沢木耕太郎『流星ひとつ』







 最近、ずっと藤圭子を聴いています。こぶしを効かせた低音、痺れます。以前はヒット曲中心でしたが、改めてアルバム全体をじっくり聴くと最高の仕上がりです。1970年3月から1971年1月まで42週連続でオリコンのアルバムチャートで1位を獲得、この記録は今も破られていないそうです。

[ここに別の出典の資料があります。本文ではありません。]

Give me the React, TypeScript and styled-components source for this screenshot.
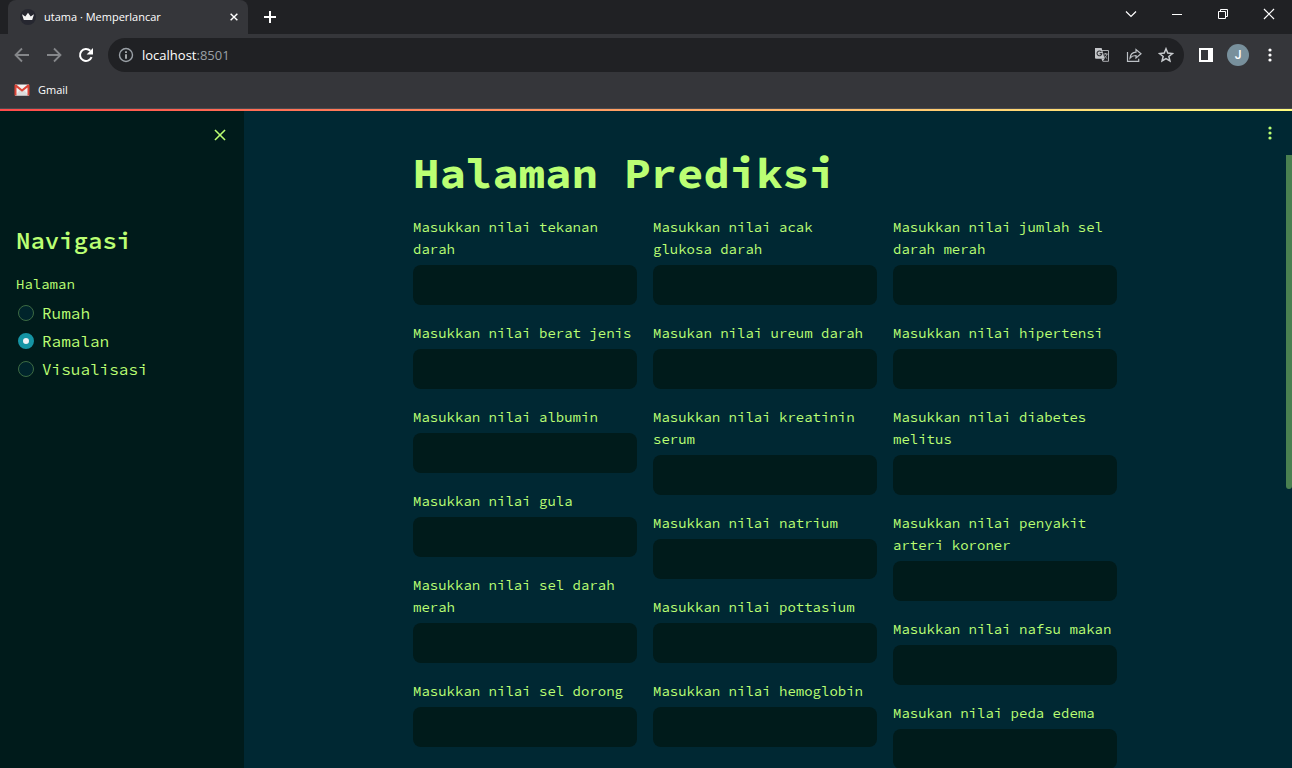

 どうして藤圭子のアルバムを持っているのか記憶が曖昧だったのですが、2013年に藤圭子が死んでその直後に沢木耕太郎が1979年に実施したインタビューをまとめた本書が発売されて、その際に購入したようです(たぶん)。本は非常に面白くて印象に残っていましたが藤圭子の歌の方は当時はそこまでのめり込むことはなかったです。

 『流星ひとつ』を再読。どうして28歳という若さで引退するのかを中心にこれまでの人生、歌、芸能界などについて酒を飲みながら語り合った一部始終。このノンフィクションがどうしてこんなに面白いのか、読了後何日か考えていましたがはっきりとしません。藤圭子のさっぱりとした性格の魅力、歌詞の良さ、彼女を見出した作詞家の石坂まさをの俗っぽさ、子供の頃からのドサ回り生活の昭和の味わい、初めの夫の前川清の味、沢木耕太郎のスタンスの巧妙さ、引退への経緯の興味深さ、宿命の不思議などなど。ここまでシンプルに会話だけで一人の歌手、女性の生き様を表した。素晴らしいです。

 それと普段は割り切って考えもしないのですが、藤圭子の歌はレコードで聴くときっともっといいだろうなぁと妄想を膨らませています。